En effet, les découvertes israéliennes ont très rapidement été une source de conflit avec l’un de ses voisins, le Liban, qui lui conteste la propriété des gisements. Les deux pays n’ont en effet pas signé d’accord de délimitation maritime et revendiquent chacun une zone de 850 km2 au large de leurs côtes. Aucun des gisements israéliens actuellement découverts ne se situe dans cette zone, mais il est fort probable qu’un gisement y soit découvert à l’avenir, ce qui renforce les rivalités entre les deux pays. Un autre conflit lié à ces ressources existe et n’implique pas directement Israël, mais Chypre et la Turquie. Ankara conteste en effet la propriété exclusive du gisement Aphrodite à la République de Chypre et souhaite que celui-ci soit partagé avec la République turque de Chypre Nord, reconnue par la seule Turquie. Au-delà des conflits, ces gisements sont aussi l’occasion de nouer de nouveaux partenariats comme c’est le cas entre Israël, la Grèce et Chypre.

Par rapport au conflit qui agite actuellement la Syrie et les pays voisins, quelle importance ces gisements revêtent-ils ?

La probabilité que la zone économique exclusive syrienne renferme une part importante des ressources gazières et pétrolières du bassin levantin est réelle. Pour autant, ces réserves potentielles ne sont pas un enjeu du conflit actuellement en cours en Syrie, précisément parce qu’aucun gisement n’a encore été découvert ni exploité. Nous sommes encore dans des enjeux « virtuels ».

Plus largement (au-delà du simple cas de l'offshore), dans quelle mesure la guerre civile qui se déroule en Syrie est-elle liée à la question des ressources énergétiques ? Pourquoi est-ce l'une des clés de compréhension de la situation actuelle ?

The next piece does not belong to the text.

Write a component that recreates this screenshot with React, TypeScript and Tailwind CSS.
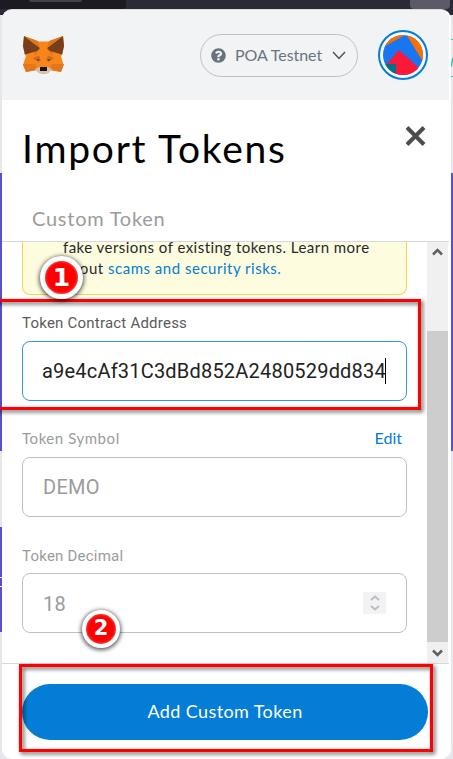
import type { ReactNode } from "react";

function Fox() {
  return (
    <svg className="ml-[21px] h-[38px] w-[41px]" viewBox="0 0 41 38">
      <path d="M1 0L15 5.500H26L40 0L41 10L39.500 18L38 20L40.500 29L38 36L28 34L25 37L21 38L16 37L13 34L3 36L0 29L3 20L1.500 18L0 10Z" fill="#f6851b" />
      <path d="M0 28L12 28L14 34L3 36ZM41 28L29 28L27 34L38 36ZM10 12L17 13L12 20ZM31 12L24 13L29 20Z" fill="#e4761b" />
      <path d="M1 0L17 12L14 15L2 18.500L0 10ZM40 0L24 12L27 15L39 18.500L41 10Z" fill="#763e1a" />
      <path d="M1 0L15 5L17 12ZM40 0L26 5L24 12Z" fill="#e2761b" />
      <path d="M10 22L16 19.500L18 25L12 24ZM31 22L25 19.500L23 25L29 24Z" fill="#d5691a" />
      <path d="M13.500 23L16.500 23.500L16 25.500L14 24.500ZM27.500 23L24.500 23.500L25 25.500L27 24.500Z" fill="#5c4a3b" />
      <path d="M12 33L17 31H24L29 33L25 37L21 38L16 37Z" fill="#d7c1b3" />
      <path d="M17 31H24V35H17Z" fill="#161616" />
    </svg>
  );
}

function Avatar() {
  return (
    <svg className="ml-5 h-[50px] w-[50px]" viewBox="0 0 50 50">
      <defs><clipPath id="face"><circle cx="25" cy="25" r="20" /></clipPath></defs>
      <circle cx="25" cy="25" r="24" fill="#f7f8f9" stroke="#037dd6" strokeWidth="2" />
      <g clipPath="url(#face)">
        <path d="M0 0H50V50H0Z" fill="#1876f2" />
        <path d="M0 20L27 5V0H0ZM28 4L50 40V0H28Z" fill="#fa7000" />
        <path d="M9 34L21 20L41 38L37 50H9Z" fill="#fb1838" />
        <path d="M0 34H18V50H0Z" fill="#017186" />
      </g>
    </svg>
  );
}

function Badge({ children, className }: { children: ReactNode; className: string }) {
  return (
    <div className={"absolute z-20 flex items-center justify-center rounded-full border-white bg-[#fe0000] font-['DejaVu_Sans'] font-bold text-white shadow-[0_1px_4px_1px_rgba(0,0,0,0.65),inset_0_0_3px_rgba(255,255,255,0.5)] " + className}>
      {children}
    </div>
  );
}

export default function App() {
  return (
    <div className="relative flex h-[759px] w-[453px] flex-col overflow-hidden bg-[#e6e6eb] font-[Lato,sans-serif]">
      <div className="absolute left-0 top-0 h-[15px] w-full bg-[#2b2a37]">
        <div className="h-[9px] w-[126px] rounded-br bg-[#1c1b22]" />
        <div className="absolute left-[29px] top-0 h-[2px] w-[53px] rounded-b bg-[#42414d]" />
        <div className="absolute left-[410px] top-0 h-[9px] w-10 rounded-b bg-[#5b5a66]" />
      </div>
      <div className="absolute left-0 top-[173px] h-[278px] w-full bg-[#5651cd]" />
      <div className="absolute left-0 top-[527px] h-[105px] w-1 bg-[#5651cd]" />
      <div className="absolute left-0 top-[577px] h-px w-1 bg-white" />
      <div className="absolute left-0 top-[586px] h-px w-1 bg-white" />
      <div className="absolute left-[451px] top-[39px] h-px w-[2px] bg-[#35c5a5]" />
      <div className="absolute left-[451px] top-[76px] h-px w-[2px] bg-[#35c5a5]" />
      <svg className="absolute left-[451px] top-[57px] h-[10px] w-[2px]" viewBox="0 0 2 10"><path d="M0 10L2 1" stroke="#35c5a5" strokeWidth="1.500" /></svg>

      <main className="relative ml-[2px] mt-[9px] flex h-[751px] w-[449px] flex-col overflow-hidden rounded-[10px] border-r-2 border-t border-r-white border-t-[#dcdde0] bg-white">
        <header className="flex h-[90px] shrink-0 items-center bg-[#f2f3f5]">
          <Fox />
          <div className="ml-[136px] flex h-[43px] w-[158px] items-center rounded-full border border-[#bbc0c5] text-[#6a737d]">
            <svg className="ml-[10px] h-[15px] w-[15px] shrink-0" viewBox="0 0 512 512" fill="currentColor"><path d="M504 256c0 136.997-111.043 248-248 248S8 392.997 8 256C8 119.083 119.043 8 256 8s248 111.083 248 248zM262.655 90c-54.497 0-89.255 22.957-116.549 63.758-3.536 5.286-2.353 12.415 2.715 16.258l34.699 26.310c5.205 3.947 12.621 3.008 16.665-2.122 17.864-22.658 30.113-35.797 57.303-35.797 20.429 0 45.698 13.148 45.698 32.958 0 14.976-12.363 22.667-32.534 33.976C247.128 238.528 216 254.941 216 296v4c0 6.627 5.373 12 12 12h56c6.627 0 12-5.373 12-12v-1.333c0-28.462 83.186-29.647 83.186-106.667 0-58.002-60.165-102-116.531-102zM256 338c-25.365 0-46 20.635-46 46 0 25.364 20.635 46 46 46s46-20.636 46-46c0-25.365-20.635-46-46-46z" /></svg>
            <span className="ml-[9px] w-[88px] whitespace-nowrap text-[16px] tracking-[-0.05px]">POA Testnet</span>
            <svg className="ml-[9px] h-[9px] w-[14px]" viewBox="0 0 14 9" fill="none" stroke="#4d5359" strokeWidth="1.500"><path d="M1 1L7 7.500L13 1" /></svg>
          </div>
          <Avatar />
        </header>

        <div className="flex h-[98px] shrink-0 items-center justify-between">
          <h1 className="-mt-[2px] ml-5 whitespace-nowrap text-[39px] leading-none tracking-[1.75px] text-black">Import Tokens</h1>
          <svg className="mb-[26px] mr-[23px] h-[20px] w-[21px]" viewBox="0 0 21 20" stroke="#4d4d4d" strokeWidth="4"><path d="M2 1.500L19 18.500M19 1.500L2 18.500" /></svg>
        </div>
        <div className="flex h-[44px] shrink-0 items-center border-b border-[#d6d9dc] pb-[3px]">
          <span className="ml-[30px] whitespace-nowrap text-[20px] tracking-[0.75px] text-[#9b9b9b]">Custom Token</span>
        </div>

        <section className="flex h-[421px] shrink-0">
          <div className="flex w-[425px] flex-col pl-5 pr-5">
            <div className="h-[53px] w-[385px] shrink-0 overflow-hidden rounded-b-lg border border-t-0 border-[#ffd33d] bg-[#fefcde] pl-10 text-[15px] leading-[21px] text-[#24292e]">
              <p className="-mt-[5px] whitespace-nowrap tracking-[0.46px]">fake versions of existing tokens. Learn more</p>
              <p className="whitespace-nowrap tracking-[0.51px]">about <span className="text-[#037dd6]">scams and security risks.</span></p>
            </div>
            <div className="mt-[17px] flex h-[22px] items-center whitespace-nowrap font-[Roboto] text-[15px] tracking-[0.22px] text-[#5b5b5b]">Token Contract Address</div>
            <div className="mt-[7px] flex h-[60px] w-[385px] shrink-0 items-center rounded-lg border border-[#3297df] pl-[19px] font-[Roboto] text-[20px] text-[#222]">
              <span className="whitespace-nowrap tracking-[0.2px]">a9e4cAf31C3dBd852A2480529dd834</span>
              <i className="-ml-px h-[26px] w-px shrink-0 bg-black" />
            </div>
            <div className="mt-[26px] flex h-[22px] w-[385px] items-center justify-between pr-[5px] text-[15px] text-[#9b9b9b]">
              <span className="tracking-[0.55px]">Token Symbol</span>
              <span className="text-[16px] text-[#037dd6]">Edit</span>
            </div>
            <div className="mt-[8px] flex h-[60px] w-[385px] shrink-0 items-center rounded-lg border border-[#bbc0c5] pl-5 font-[Roboto] text-[20px] tracking-[0.3px] text-[#9b9b9b]">DEMO</div>
            <div className="mt-[28px] flex h-[22px] items-center whitespace-nowrap font-[Roboto] text-[15px] tracking-[0.22px] text-[#9b9b9b]">Token Decimal</div>
            <div className="mt-[6px] flex h-[60px] w-[385px] shrink-0 items-center justify-between rounded-lg border border-[#bbc0c5] pl-5 pr-5 font-[Roboto] text-[20px] text-[#9b9b9b]">
              <span className="pt-px tracking-[0.3px]">18</span>
              <div className="flex h-[22px] w-[23px] items-center justify-center bg-[#f2f2f5]">
                <svg className="h-[16px] w-[10px]" viewBox="0 0 10 16" fill="none" stroke="#bcbcc2" strokeWidth="2"><path d="M1 5L5 1.500L9 5M1 11L5 14.500L9 11" /></svg>
              </div>
            </div>
          </div>
          <div className="flex h-full w-[21px] flex-col items-center bg-[#f0f0f0]">
            <div className="flex h-[89px] pt-[6px]"><svg className="h-[8px] w-[11px]" viewBox="0 0 11 8" fill="none" stroke="#606060" strokeWidth="2.500"><path d="M1 6.500L5.500 2L10 6.500" /></svg></div>
            <div className="h-[311px] w-full bg-[#cdcdcd]" />
            <svg className="mt-[7px] h-[8px] w-[11px]" viewBox="0 0 11 8" fill="none" stroke="#606060" strokeWidth="2.500"><path d="M1 1.500L5.500 6L10 1.500" /></svg>
          </div>
        </section>

        <footer className="flex flex-1 items-start border-t border-[#d6d9dc] pl-5 pt-5">
          <button className="h-[56px] w-[406px] rounded-full bg-[#037dd6] pb-[2px] text-[18px] tracking-[0.4px] text-white">Add Custom Token</button>
        </footer>
      </main>

      <div className="absolute -left-2 top-[299px] h-[111px] w-[429px] border-[3px] border-[#fe0000] drop-shadow-[2px_2px_2px_rgba(0,0,0,0.65)]" />
      <div className="absolute left-[19px] top-[664px] h-[88px] w-[414px] border-[3px] border-[#fe0000] drop-shadow-[2px_2px_2px_rgba(0,0,0,0.65)]" />
      <Badge className="left-[40px] top-[256px] h-[43px] w-[43px] border-[5px] text-[25px]">1</Badge>
      <Badge className="left-[82px] top-[610px] h-[38px] w-[38px] border-[4px] text-[21px]">2</Badge>
    </div>
  );
}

Dans la crise syrienne, l’énergie est un enjeu à deux échelles géographiques. Au niveau de la Syrie d’abord, il s’agit pour les différents acteurs en conflit de s’assurer le contrôle des sites de production pétroliers, situés principalement au nord-est du pays, afin d’en tirer des avantages économiques. Au niveau régional ensuite, les enjeux sont davantage liés au rôle que peut jouer la Syrie dans le transport de l’énergie et permettent de comprendre, en partie, le positionnement des pays voisins dans la crise actuelle. En effet la Syrie, frontalière à l’Irak, à la Turquie et disposant d’une large façade maritime, est un couloir énergétique idéal pour le transit de gaz du Moyen-Orient vers l’Europe. Avant le début de la crise syrienne, l’Iran et le Qatar avaient chacun envisagé la construction d’un gazoduc pour exporter les ressources d’un mégagisement gazier qu’ils ont en commun (NorthDome). Celui qatari transitait par ses alliés saoudien et jordanien tandis que celui iranien passait par l’Irak. C’est finalement le projet de Téhéran qui avait emporté les faveurs de Damas en 2011, au grand dam de Doha. Cette rivalité énergétique se retrouve dans le positionnement politique dans la guerre civile puisque l’Iran reste un allié du gouvernement de Damas tandis que le Qatar finance les groupes rebelles contre le régime.